Playing our part in improving diversity in broadcasting
Last week Ofcom hosted ‘All In’, a virtual event looking at the past, present and future of diversity in UK broadcasting. It included discussions, interviews and training sessions, all looking at practical ways to make broadcasting a more diverse and inclusive sector.
Leila Kurnaz, senior standards executive at Ofcom, reflects on the event and looks at the efforts being made across the industry to improve representation at all levels.
Last week, during National Inclusion Week, Ofcom launched our Diversity in Broadcasting five-year review.
We also staged our diversity event, ‘All In’ - a fantastic day featuring engaging and insightful discussions, with views from across the industry. We heard from on screen talent, writers, producers, diversity experts and employees who are experiencing important issues at the sharp end, as they progress within the industry.
You can watch highlights of the event below.
Looking at the journey of this programme of work and where it has taken us, it’s important to reflect on whether things will ever really change across the industry. I truly believe they will – and they must. The industry is now invested in this change, and is deeply aware that there is a creative imperative to do so. But for now, there is still much work to do. We can’t lay down our tools and go home just yet - but what we can now see are the small shoots of change bursting from the soil.
While there’s still some way to go, our data collection over the past five years has allowed us to hold up a mirror to the broadcasters. Also, the conversations we are having in this space have grown and matured over the years, becoming much more collaborative. I remember the first meeting we had with all the major broadcasters together in a room - it resembled an odd game of poker with everyone keeping their cards close to their chests.
Fast forward a few years and we’re having regular constructive discussions with these same broadcasters.
Now they are creating their own networks and joint programmes to facilitate change. As we’ve always said, this agenda cannot be a competitive sport – only collaboration will win. And we believe this message is finally starting to permeate.
Our data collection programme has allowed us to shine a light on the areas where the industry needs to turn attention, together with our recommendations on how best to achieve that change. We’ve seen improvement in representation on screen and that’s great to see. Also, across the broadcasters’ workforces we’ve seen an increase in representation of employees from minority ethnic groups and a reduction in the gender gap of women at senior management level – but much more work needs to be done on diversifying senior management.

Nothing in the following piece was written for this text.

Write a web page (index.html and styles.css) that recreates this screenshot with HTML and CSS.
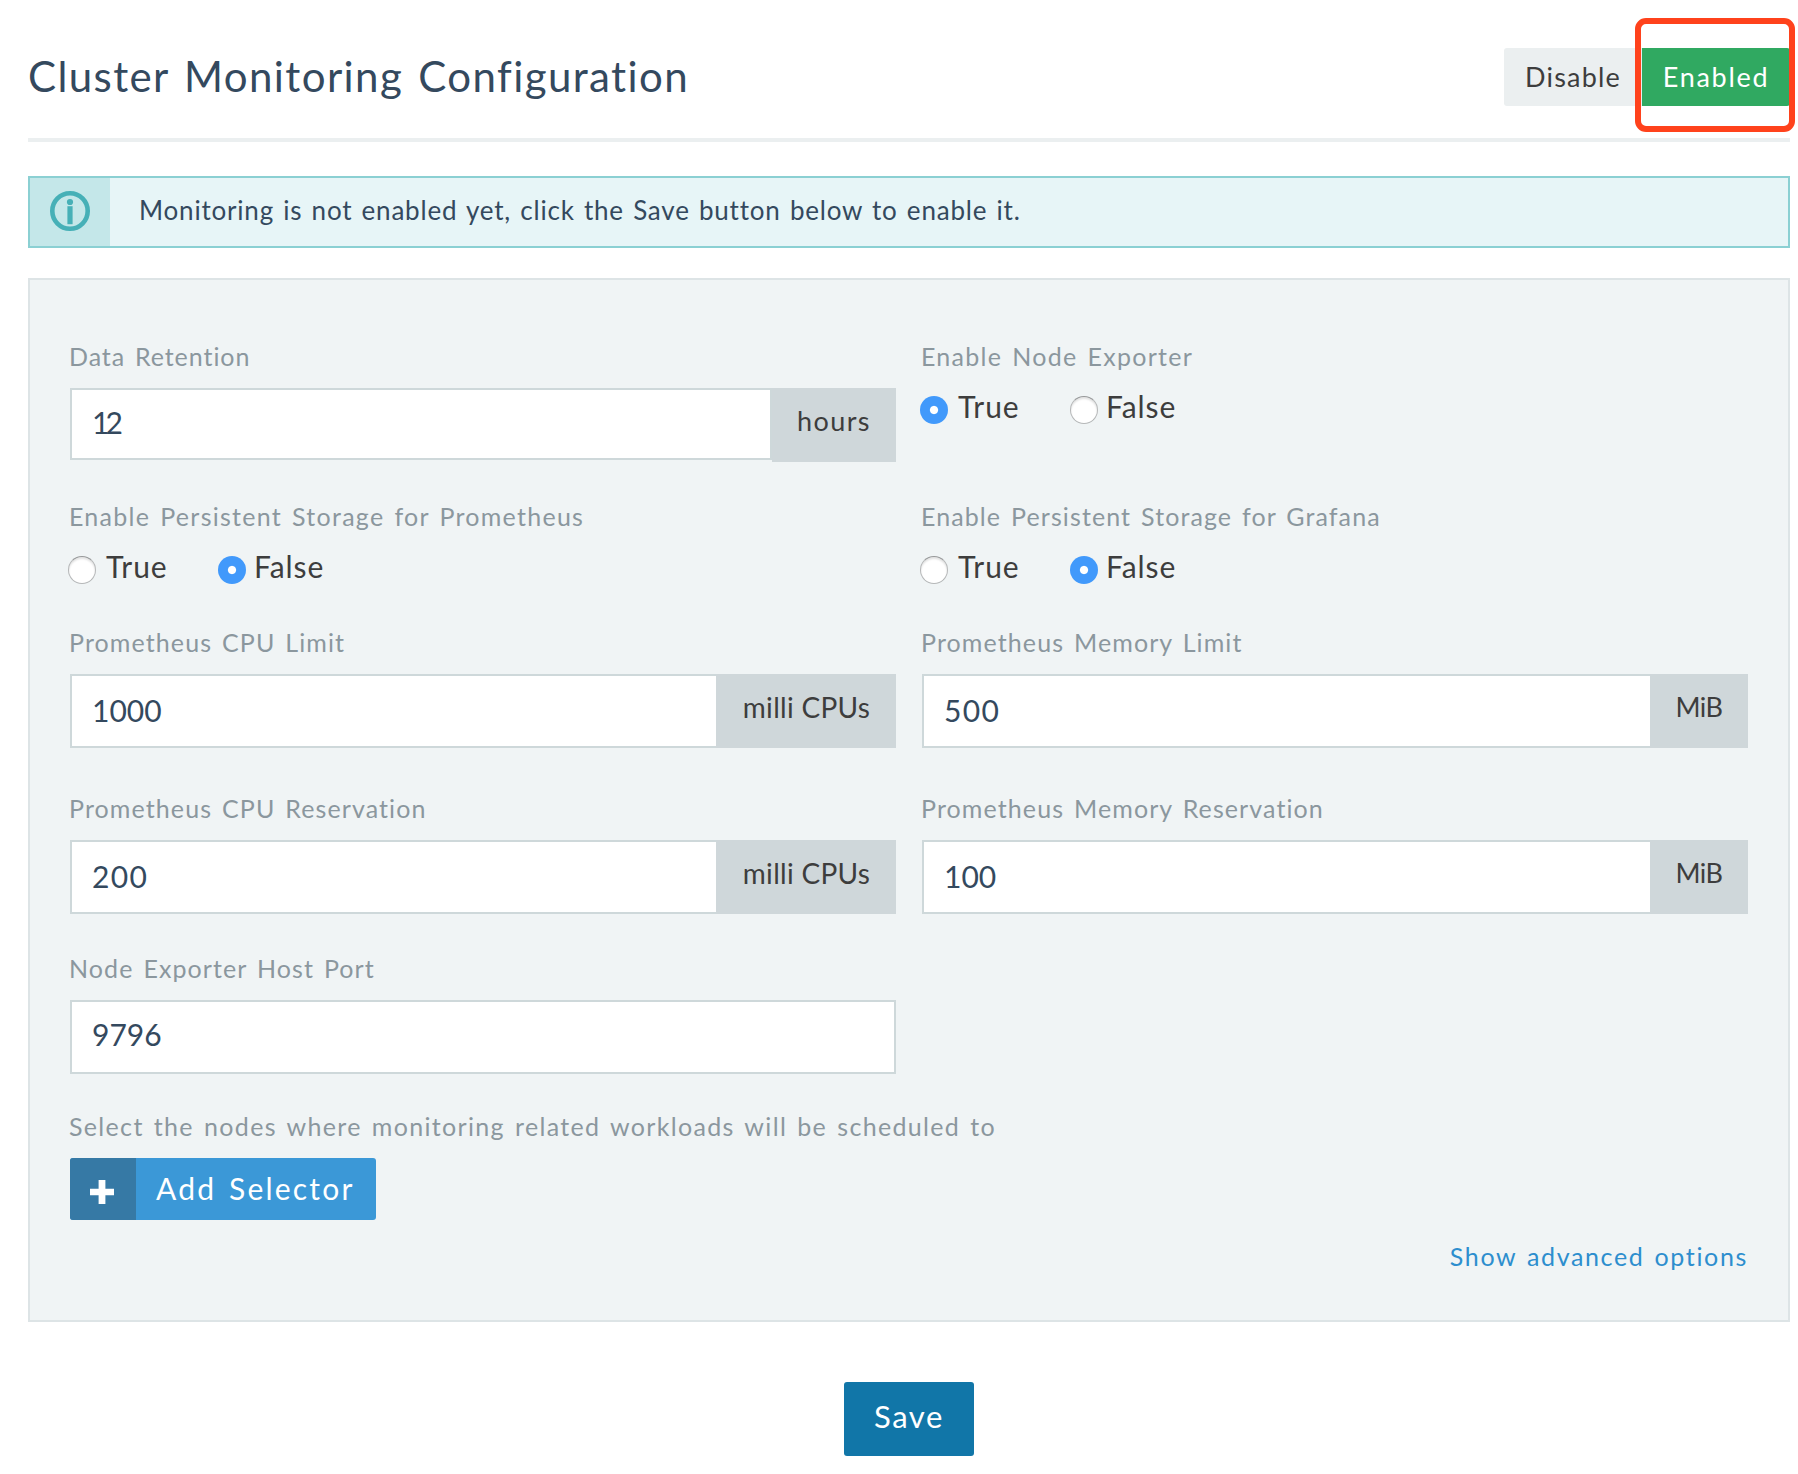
FILE: index.html
```
<!DOCTYPE html>
<html lang="en">
<head>
<meta charset="utf-8">
<title>Cluster Monitoring Configuration</title>
<link rel="stylesheet" href="styles.css">
</head>
<body>
<main class="page">
  <header class="header">
    <h1 class="title">Cluster Monitoring Configuration</h1>
    <div class="toggle">
      <button class="toggle-btn off">Disable</button>
      <button class="toggle-btn on">Enabled</button>
      <span class="highlight"></span>
    </div>
  </header>

  <section class="banner">
    <div class="banner-icon">
      <svg width="40" height="40" viewBox="0 0 40 40" fill="#46b0b7">
        <circle cx="20" cy="20" r="17.7" fill="none" stroke="#46b0b7" stroke-width="4.6"/>
        <circle cx="20" cy="11" r="3.1"/>
        <rect x="17.4" y="15.2" width="5.2" height="18"/>
      </svg>
    </div>
    <p class="banner-text">Monitoring is not enabled yet, click the Save button below to enable it.</p>
  </section>

  <section class="panel">
    <div class="grid">
      <div class="field">
        <div class="label tight">Data Retention</div>
        <div class="input-group short">
          <div class="input digits-narrow">12</div>
          <div class="addon hours">hours</div>
        </div>
      </div>
      <div class="field">
        <div class="label wide">Enable Node Exporter</div>
        <div class="radios">
          <label class="option"><span class="radio checked"></span><span class="option-text true">True</span></label>
          <label class="option"><span class="radio"></span><span class="option-text">False</span></label>
        </div>
      </div>

      <div class="field">
        <div class="label wide">Enable Persistent Storage for Prometheus</div>
        <div class="radios">
          <label class="option"><span class="radio"></span><span class="option-text true">True</span></label>
          <label class="option"><span class="radio checked"></span><span class="option-text">False</span></label>
        </div>
      </div>
      <div class="field">
        <div class="label">Enable Persistent Storage for Grafana</div>
        <div class="radios">
          <label class="option"><span class="radio"></span><span class="option-text true">True</span></label>
          <label class="option"><span class="radio checked"></span><span class="option-text">False</span></label>
        </div>
      </div>

      <div class="field">
        <div class="label">Prometheus CPU Limit</div>
        <div class="input-group">
          <div class="input">1000</div>
          <div class="addon cpu">milli CPUs</div>
        </div>
      </div>
      <div class="field">
        <div class="label">Prometheus Memory Limit</div>
        <div class="input-group">
          <div class="input digits-wide">500</div>
          <div class="addon mib">MiB</div>
        </div>
      </div>

      <div class="field">
        <div class="label">Prometheus CPU Reservation</div>
        <div class="input-group">
          <div class="input digits-wide">200</div>
          <div class="addon cpu">milli CPUs</div>
        </div>
      </div>
      <div class="field">
        <div class="label">Prometheus Memory Reservation</div>
        <div class="input-group">
          <div class="input">100</div>
          <div class="addon mib">MiB</div>
        </div>
      </div>

      <div class="field">
        <div class="label">Node Exporter Host Port</div>
        <div class="input-group">
          <div class="input lone">9796</div>
        </div>
      </div>
    </div>

    <div class="label wider">Select the nodes where monitoring related workloads will be scheduled to</div>
    <button class="add-btn">
      <span class="add-icon">
        <svg width="24" height="26" viewBox="0 0 24 26"><path d="M8.6 1h6.8v8.7H24v6.6h-8.6V25H8.6v-8.7H0V9.7h8.6z" fill="#fff"/></svg>
      </span>
      <span class="add-text">Add Selector</span>
    </button>
    <a class="advanced">Show advanced options</a>
  </section>

  <footer class="footer">
    <button class="save">Save</button>
  </footer>
</main>
</body>
</html>
```
FILE: styles.css
```
* { box-sizing: border-box; }
body {
  margin: 0;
  background: #fff;
  font-family: Lato, "Open Sans", sans-serif;
  color: #3d3d3d;
}
button {
  border: 0;
  margin: 0;
  padding: 0;
  font-family: inherit;
  color: inherit;
  white-space: nowrap;
}
.page { width: 1790px; padding-left: 28px; }

.header {
  display: flex;
  justify-content: space-between;
  align-items: flex-start;
  height: 142px;
  padding-top: 48px;
  border-bottom: 4px solid #ebeff0;
}
.title {
  margin: 0;
  font-size: 42px;
  font-weight: 400;
  line-height: 57px;
  letter-spacing: 1.4px;
  word-spacing: 3px;
  color: #34495e;
}
.toggle { display: flex; position: relative; }
.toggle-btn {
  height: 58px;
  font-size: 27px;
  line-height: 58px;
}
.off {
  width: 138px;
  background: #ebeff0;
  border-radius: 3px 0 0 3px;
  letter-spacing: 1.2px;
}
.on {
  width: 148px;
  background: #30a961;
  border-radius: 0 3px 3px 0;
  color: #fff;
  letter-spacing: 1.7px;
}
.highlight {
  position: absolute;
  left: 131px;
  top: -30px;
  width: 160px;
  height: 114px;
  border: 6px solid #ff421c;
  border-radius: 11px;
}

.banner {
  display: flex;
  height: 72px;
  margin-top: 34px;
  border: 2px solid #8bd0d3;
  background: #e7f5f7;
}
.banner-icon {
  display: flex;
  align-items: center;
  justify-content: center;
  width: 80px;
  background: #c4e7e9;
}
.banner-icon svg { margin-top: -2px; }
.banner-text {
  margin: 0;
  padding-left: 29px;
  font-size: 26px;
  line-height: 65px;
  letter-spacing: 0.8px;
  word-spacing: 1.8px;
  color: #34495e;
}

.panel {
  height: 1044px;
  margin-top: 30px;
  padding: 63px 40px 0;
  border: 2px solid #dde4e6;
  background: #f0f4f5;
}
.grid {
  display: grid;
  grid-template-columns: 826px 826px;
  grid-template-rows: 160px 126px 166px 160px 158px;
  column-gap: 26px;
}
.label {
  margin: 0 0 19px -1px;
  font-size: 25px;
  line-height: 26px;
  letter-spacing: 1.1px;
  word-spacing: 2.4px;
  white-space: nowrap;
  color: #8b979e;
}
.tight { letter-spacing: 0.95px; }
.wide { letter-spacing: 1.27px; }
.wider { letter-spacing: 1.33px; }

.input-group { display: flex; height: 74px; }
.input {
  flex: 1;
  padding-left: 20px;
  border: 2px solid #ced8da;
  border-right: 0;
  background: #fff;
  font-size: 30px;
  line-height: 69px;
  color: #34495e;
}
.short .input { height: 72px; line-height: 65px; border-right: 2px solid #ced8da; }
.lone { border-right: 2px solid #ced8da; line-height: 65px; }
.digits-narrow { letter-spacing: -4px; }
.digits-wide { letter-spacing: 1.3px; }
.addon {
  background: #cfd7da;
  font-size: 28px;
  line-height: 66px;
  text-align: center;
}
.hours { width: 124px; font-size: 27px; letter-spacing: 1.4px; }
.cpu { width: 180px; padding-left: 1px; letter-spacing: 0.3px; }
.mib { width: 98px; font-size: 27px; letter-spacing: -0.5px; }

.radios { display: flex; margin: 27px 0 0 -2px; }
.label:has(+ .radios) { margin-bottom: 0; }
.option { display: flex; align-items: flex-start; gap: 8px; width: 150px; }
.radio {
  width: 28px;
  height: 28px;
  border: 1px solid #b5b7b8;
  border-top-color: #969899;
  border-radius: 50%;
  background: #fff;
  box-shadow: inset 0 2px 2px #e3e3e3;
}
.radio.checked {
  border: 0;
  background: radial-gradient(circle at 50% 50%, #fff 3.6px, #4199fb 4.6px);
  box-shadow: none;
}
.option-text { font-size: 30px; line-height: 21px; letter-spacing: 0.9px; }
.true { padding-left: 2px; }

.add-btn {
  display: flex;
  width: 306px;
  height: 62px;
  border-radius: 3px;
  overflow: hidden;
  background: #3b98d7;
  color: #fff;
  text-align: left;
}
.add-icon {
  display: flex;
  align-items: center;
  justify-content: center;
  width: 66px;
  height: 62px;
  padding: 6px 2px 0 0;
  background: #3679a5;
}
.add-text {
  padding-left: 20px;
  font-size: 30px;
  line-height: 61px;
  letter-spacing: 2.2px;
  word-spacing: 3px;
}
.advanced {
  display: block;
  margin-top: 23px;
  font-size: 25px;
  line-height: 26px;
  letter-spacing: 1.65px;
  word-spacing: 2px;
  text-align: right;
  color: #2d8ece;
}
.footer { display: flex; justify-content: center; margin-top: 60px; }
.save {
  width: 130px;
  height: 74px;
  padding-bottom: 5px;
  border-radius: 3px;
  background: #1176a8;
  color: #fff;
  font-size: 31px;
  line-height: 69px;
  letter-spacing: 1.6px;
}
```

To do this the industry needs to shift its focus from only recruiting for diversity, to retaining, progressing and promoting its current workforce. There is a need for greater inclusivity to address the ‘revolving door’ situation which causes many people from under-represented groups to join the industry but then leave after a short time. So now we all roll up our sleeves and begin the hard work to create that inclusive culture across the industry.